Friday, 9 April 2010

To Balsham, Bottisham, Fulbourn - and a very pleasant surprise, but more of the latter later.

Sue went back to Bottisham today to visit elderly friends and even more of her cousins whilst I headed to Balsham, which was huge fun, extremely interesting and most rewarding, and where I had a very pleasant surprise - but more of the latter later.

Balsham is a fine village. It means a lot to both the missus and I. Sue's gggggg grandmother, Mary Wakefield (1724 - 1792), was born there and married John Chambers (1711 - 1765), of Woodditton. I have done business with Balsham Buildings and the old KNS agricultural engineering company. And Jim Golightly, who was the head teacher at the Meadow School, taught our daughter and son when he was head at Swaffham Bulbeck. So, not only do I know the place well, it is also somewhere that is extremely interesting. Today, it was also rewarding, for I had numerous meaningful and helpful conversations with local people and others (one from West Wratting who wanted a poster and a couple visiting their grandchildren all the way from Scotland. As I am one fourth part Scots, I was able to share pleasant chat with them).

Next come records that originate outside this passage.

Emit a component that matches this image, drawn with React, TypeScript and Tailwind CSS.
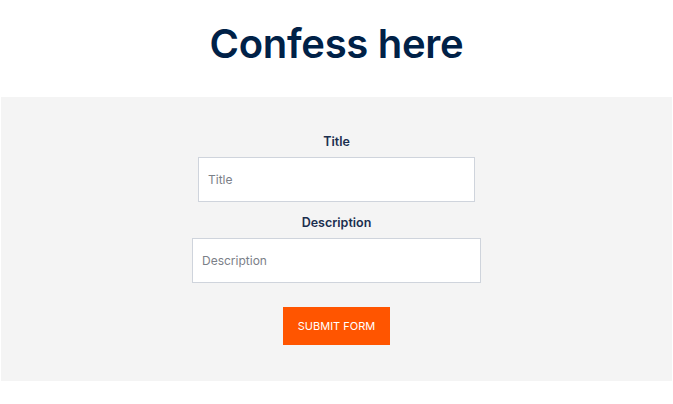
import React, { useState } from 'react';

const App: React.FC = () => {
  const [title, setTitle] = useState('');
  const [description, setDescription] = useState('');

  return (
    <div className="min-h-screen bg-white font-['Inter',sans-serif]">
      {/* Heading */}
      <div className="pt-[18px] pb-[28px] text-center">
        <h1 className="text-[40px] leading-[51px] font-semibold text-[#002147] tracking-[-0.3px]">
          Confess here
        </h1>
      </div>

      {/* Form section */}
      <form
        onSubmit={(e) => e.preventDefault()}
        className="mx-[1px] bg-[#f4f4f4] pt-[37px] pb-[36px] flex flex-col items-center"
      >
        <label className="text-[12.5px] leading-[16px] font-semibold text-[#1b2f4f]">Title</label>
        <input
          type="text"
          placeholder="Title"
          value={title}
          onChange={(e) => setTitle(e.target.value)}
          className="mt-[7px] w-[277px] h-[45px] bg-white border border-[#cfd4dc] px-[9px] text-[12px] text-gray-700 placeholder-[#7b8088] outline-none"
        />

        <label className="mt-[13px] text-[12.5px] leading-[16px] font-semibold text-[#1b2f4f]">Description</label>
        <input
          type="text"
          placeholder="Description"
          value={description}
          onChange={(e) => setDescription(e.target.value)}
          className="mt-[7px] w-[289px] h-[45px] bg-white border border-[#cfd4dc] px-[9px] text-[12px] text-gray-700 placeholder-[#7b8088] outline-none"
        />

        <button
          type="submit"
          className="mt-[24px] w-[107px] h-[38px] bg-[#ff5500] text-white text-[11px] font-normal"
        >
          SUBMIT FORM
        </button>
      </form>
    </div>
  );
};

export default App;
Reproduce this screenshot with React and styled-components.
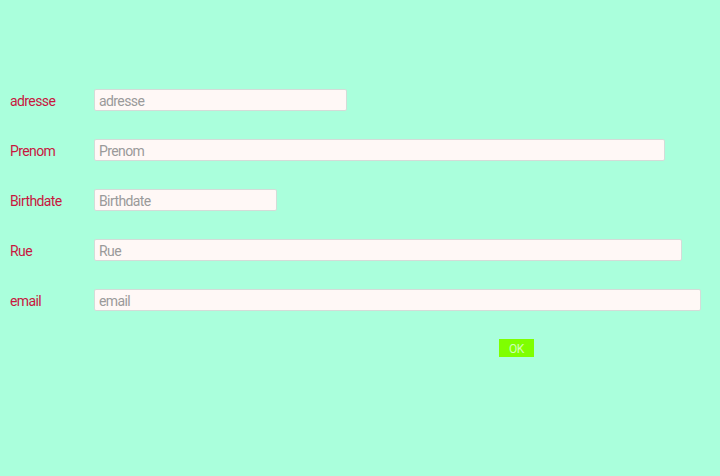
import styled, { createGlobalStyle } from 'styled-components';

const GlobalStyle = createGlobalStyle`
  html, body {
    margin: 0;
    padding: 0;
    background: #aaffdc;
  }
  body {
    font-family: "Roboto", "Liberation Sans", sans-serif;
  }
`;

const Page = styled.div`
  width: 720px;
  height: 476px;
  background: #aaffdc;
  overflow: hidden;
`;

const Form = styled.form`
  display: flex;
  flex-direction: column;
  gap: 28px;
  padding: 89px 0 0 10px;
`;

const Row = styled.div`
  display: flex;
  align-items: center;
  height: 22px;
`;

const Label = styled.label`
  width: 84px;
  flex-shrink: 0;
  padding-top: 2px;
  font-size: 14px;
  letter-spacing: -0.6px;
  color: #c8173f;
`;

const Field = styled.input`
  box-sizing: border-box;
  width: ${(props) => props.$width}px;
  height: 22px;
  margin: 0;
  padding: 2px 4px 0;
  border: 1px solid #d4dcd8;
  border-radius: 2px;
  background: #fff8f6;
  font-family: inherit;
  font-size: 14px;
  letter-spacing: -0.6px;
  color: #333;
  outline: none;
  &::placeholder {
    color: #9a9a9a;
  }
`;

const Submit = styled.button`
  align-self: flex-start;
  margin-left: 489px;
  width: 35px;
  height: 18px;
  padding: 1px 0 0;
  border: none;
  background: #7fff00;
  color: #d0ffb8;
  font-family: inherit;
  font-size: 12px;
  letter-spacing: -0.4px;
`;

const fields = [
  { name: 'adresse', width: 253 },
  { name: 'Prenom', width: 571 },
  { name: 'Birthdate', width: 183 },
  { name: 'Rue', width: 588 },
  { name: 'email', width: 607 },
];

const App = () => {
  return (
    <Page>
      <GlobalStyle />
      <Form onSubmit={(e) => e.preventDefault()}>
        {fields.map((f) => (
          <Row key={f.name}>
            <Label>{f.name}</Label>
            <Field type="text" placeholder={f.name} $width={f.width} />
          </Row>
        ))}
        <Submit type="submit">OK</Submit>
      </Form>
    </Page>
  );
};

export default App;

Here is one charming scene showing Balsham at its Spring-time best.

And here is another taken from the same place and of the super village sign.

Just to wow my overseas readers, this must surely be the prettiest butcher's shop in the world. I went in and left my kindest regards for my old friend, Mr David Kiddy, of The Yole Farm. (I have no idea where the unusual farm name came from: I will have to ask).

Here is the website of 'The Yole Farm Butcher's Shoppe' -

- and I am pleased to note that the management states, "Our vegetables are from the Fens wherever possible."

Now for the pleasant surprise. I met - for the first time - Mr John Cowan, the Labour candidate for South East Cambridgeshire, pounding the same Balsham street as I was. John is clearly not as knowledgeable about the consituency as I am - I believe that he is a Norfolk man - but I think that he is a natural learner. We exchanged pleasantries and leaflets and he agreed that I might photograph him for my blog. Here you are, John, and thanks. See you again at the hustings - and at the count!

This evening, Sue and I visited the village of Fulbourn together and we had a great time. We met - amongst many others - Mr Ben Parker, a retired farmer who is also a great gardener. He does his own garden to perfection and also plants and cares for a large area of open space near his home, just for the love of it and for the enjoyment that he gives to others. Ben took one of my posters and Sue took a picture of Ben and I.

Bearing in mind my anti-fox hunting stance, I couldn't resist one last picture. Believe it or not, this is an actual street sign in Fulbourn and it signifies the way to a small but select estate of houses.